Only about one quarter of the money paid by the big stores in Britain reaches the islands' farmers by the time middle men and transporters have taken their cut.
The giant fruit-growers of central America - companies like Del Monte, Chiquita and Dole - have faced criticisms over the way they treat the staff on their vast plantations, but Wilberforce says that in some ways he envies those employees. "If they work and earn $5 they get $5."
Another problem is the standards demanded by both the EU, which in 1993 introduced tougher rules, even down to regulation lengths for fruit, and the supermarkets, which will accept nothing less than the perfect banana.

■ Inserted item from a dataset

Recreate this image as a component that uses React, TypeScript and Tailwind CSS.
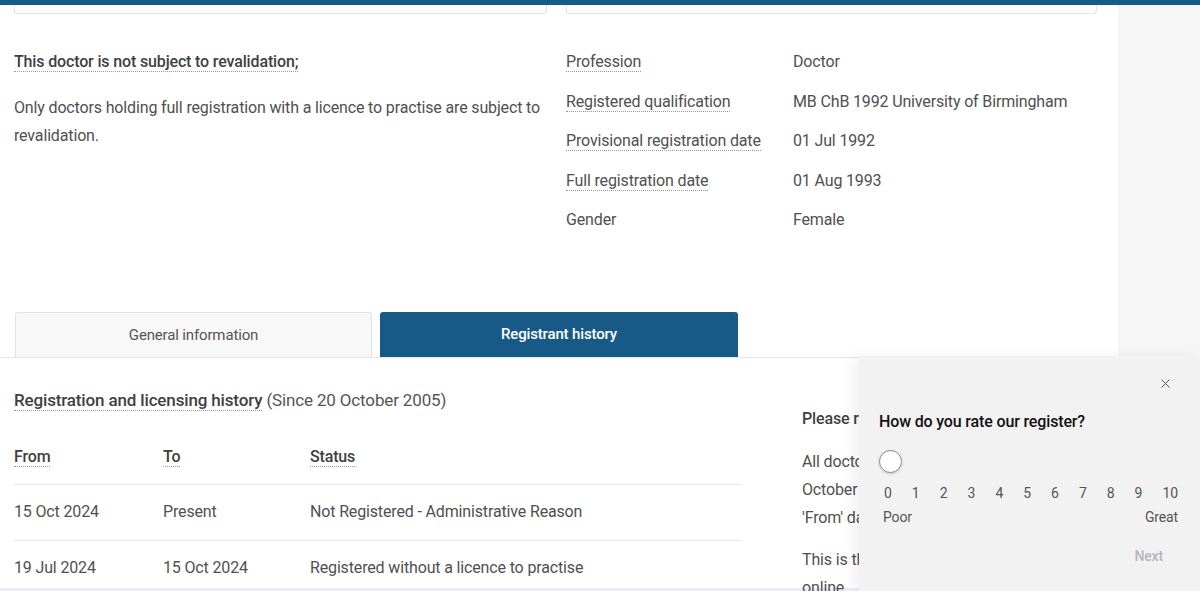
import { X } from 'lucide-react'

const FONT = { fontFamily: 'Roboto, "Liberation Sans", sans-serif', letterSpacing: '-0.15px' }

const DETAILS: { label: string; value: string; dotted: boolean }[] = [
  { label: 'Profession', value: 'Doctor', dotted: true },
  { label: 'Registered qualification', value: 'MB ChB 1992 University of Birmingham', dotted: true },
  { label: 'Provisional registration date', value: '01 Jul 1992', dotted: true },
  { label: 'Full registration date', value: '01 Aug 1993', dotted: true },
  { label: 'Gender', value: 'Female', dotted: false },
]

const HISTORY = [
  { from: '15 Oct 2024', to: 'Present', status: 'Not Registered - Administrative Reason' },
  { from: '19 Jul 2024', to: '15 Oct 2024', status: 'Registered without a licence to practise' },
]

function Dotted({ children, className = '' }: { children: React.ReactNode; className?: string }) {
  return (
    <span className={`border-b border-dotted border-[#9a9a9a] ${className}`}>{children}</span>
  )
}

function FeedbackPanel() {
  return (
    <div className="absolute right-0 top-[356px] h-[235px] w-[341px] bg-[#f2f2f3] shadow-[-6px_0_14px_rgba(0,0,0,0.06)]">
      <button type="button" className="absolute right-[27px] top-[20px] text-[#555]">
        <X size={15} strokeWidth={1.6} />
      </button>
      <div className="px-5 pt-[54px]">
        <h3 className="text-[16px] font-medium leading-6 text-[#111]">How do you rate our register?</h3>
        <div className="mt-[16px] h-[23px] w-[23px] rounded-full border border-[#8a8a8a] bg-white shadow-[0_1px_3px_rgba(0,0,0,0.15)]" />
        <div className="mt-[10px] flex justify-between pl-[5px] pr-[2px] text-[14px] leading-5 text-[#555]">
          {Array.from({ length: 11 }, (_, i) => (
            <span key={i}>{i}</span>
          ))}
        </div>
        <div className="mt-[4px] flex justify-between pl-[4px] pr-[2px] text-[14px] leading-5 text-[#555]">
          <span>Poor</span>
          <span>Great</span>
        </div>
        <div className="mt-[19px] flex justify-end pr-[17px]">
          <span className="text-[14px] font-medium text-[#b3b6bb]">Next</span>
        </div>
      </div>
    </div>
  )
}

export default function App() {
  return (
    <div className="relative h-[591px] w-[1200px] overflow-hidden bg-[#f6f6f6]" style={FONT}>
      <div className="h-[5px] w-full bg-[#175a88]" />
      <div className="h-[583px] w-[1118px] bg-white">
        {/* bottoms of the cards above */}
        <div className="flex gap-[19px] px-[14px]">
          <div className="h-[9px] w-[533px] rounded-b-[4px] border-x border-b border-[#e3e3e3]" />
          <div className="h-[9px] w-[531px] rounded-b-[4px] border-x border-b border-[#e3e3e3]" />
        </div>

        <div className="mt-[36px] flex gap-[19px] px-[14px] text-[16px] leading-6 text-[#505050]">
          <div className="w-[533px]">
            <p className="font-medium text-[#3f3f3f]">
              <Dotted>This doctor is not subject to revalidation;</Dotted>
            </p>
            <p className="mt-[20px] leading-[28px]">
              Only doctors holding full registration with a licence to practise are subject to revalidation.
            </p>
          </div>
          <dl className="grid w-[531px] grid-cols-[227px_1fr] gap-y-[15.5px]">
            {DETAILS.map((d) => (
              <div key={d.label} className="contents">
                <dt>{d.dotted ? <Dotted>{d.label}</Dotted> : d.label}</dt>
                <dd>{d.value}</dd>
              </div>
            ))}
          </dl>
        </div>

        {/* tabs */}
        <div className="mt-[80px] flex gap-[8px] border-b border-[#e6e6e6] pl-[15px]">
          <button
            type="button"
            className="h-[45px] w-[357px] rounded-t-[3px] border border-b-0 border-[#e3e3e3] bg-[#f8f8f8] text-[15px] text-[#555]"
          >
            General information
          </button>
          <button
            type="button"
            className="h-[45px] w-[358px] rounded-t-[3px] bg-[#175a88] text-[15px] font-medium text-white"
          >
            Registrant history
          </button>
        </div>

        <div className="mt-[30px] flex px-[14px] text-[#505050]">
          <div className="w-[726px]">
            <h2 className="text-[17px] leading-6 text-[#3f3f3f]">
              <Dotted className="font-medium">Registration and licensing history</Dotted>{' '}
              <span className="text-[#555]">(Since 20 October 2005)</span>
            </h2>
            <table className="mt-[18px] w-full text-left text-[16px]">
              <thead>
                <tr className="border-b border-[#e6e6e6]">
                  <th className="h-[54px] w-[149px] font-medium text-[#3f3f3f]">
                    <Dotted>From</Dotted>
                  </th>
                  <th className="w-[147px] font-medium text-[#3f3f3f]">
                    <Dotted>To</Dotted>
                  </th>
                  <th className="font-medium text-[#3f3f3f]">
                    <Dotted>Status</Dotted>
                  </th>
                </tr>
              </thead>
              <tbody>
                {HISTORY.map((r) => (
                  <tr key={r.from} className="border-b border-[#e6e6e6]">
                    <td className="h-[56px]">{r.from}</td>
                    <td>{r.to}</td>
                    <td>{r.status}</td>
                  </tr>
                ))}
              </tbody>
            </table>
          </div>
          <div className="ml-[62px] w-[295px] pt-[17px] text-[16px] leading-[28px]">
            <p className="font-medium text-[#3f3f3f]">Please read</p>
            <p className="mt-[15px]">
              All doctors registered since 20
              <br />
              October 2005 are shown with a
              <br />
              'From' date for each entry.
            </p>
            <p className="mt-[14px]">
              This is the registration history held
              <br />
              online.
            </p>
          </div>
        </div>
      </div>
      <div className="h-[3px] w-full bg-[#ececf3]" />
      <FeedbackPanel />
    </div>
  )
}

At the Hopewell "roving assessment centre", farmers have their bananas rigorously checked for blemishes before being sent for loading. Anxious not to lose business with the British supermarkets, which are St Vincent's only market, every box is checked thoroughly. Sometimes a farmer's whole crop might be rejected. As Ashley Cane, the 37-year-old supervisor at Hopewell, says: "The supermarkets are relentless in their pursuit of the perfect banana. The only way we can guarantee perfect fruit is by the greater use of pesticides."
But Wilberforce and Renwick are contemptuous of the need for chemicals. "You look at the skin of a banana and it might look ugly but it's beautiful inside," Wilberforce says. "The more chemicals, the more the bananas come to perfection faster and the size becomes bigger, but it is not grown naturally so the food is not what it should be."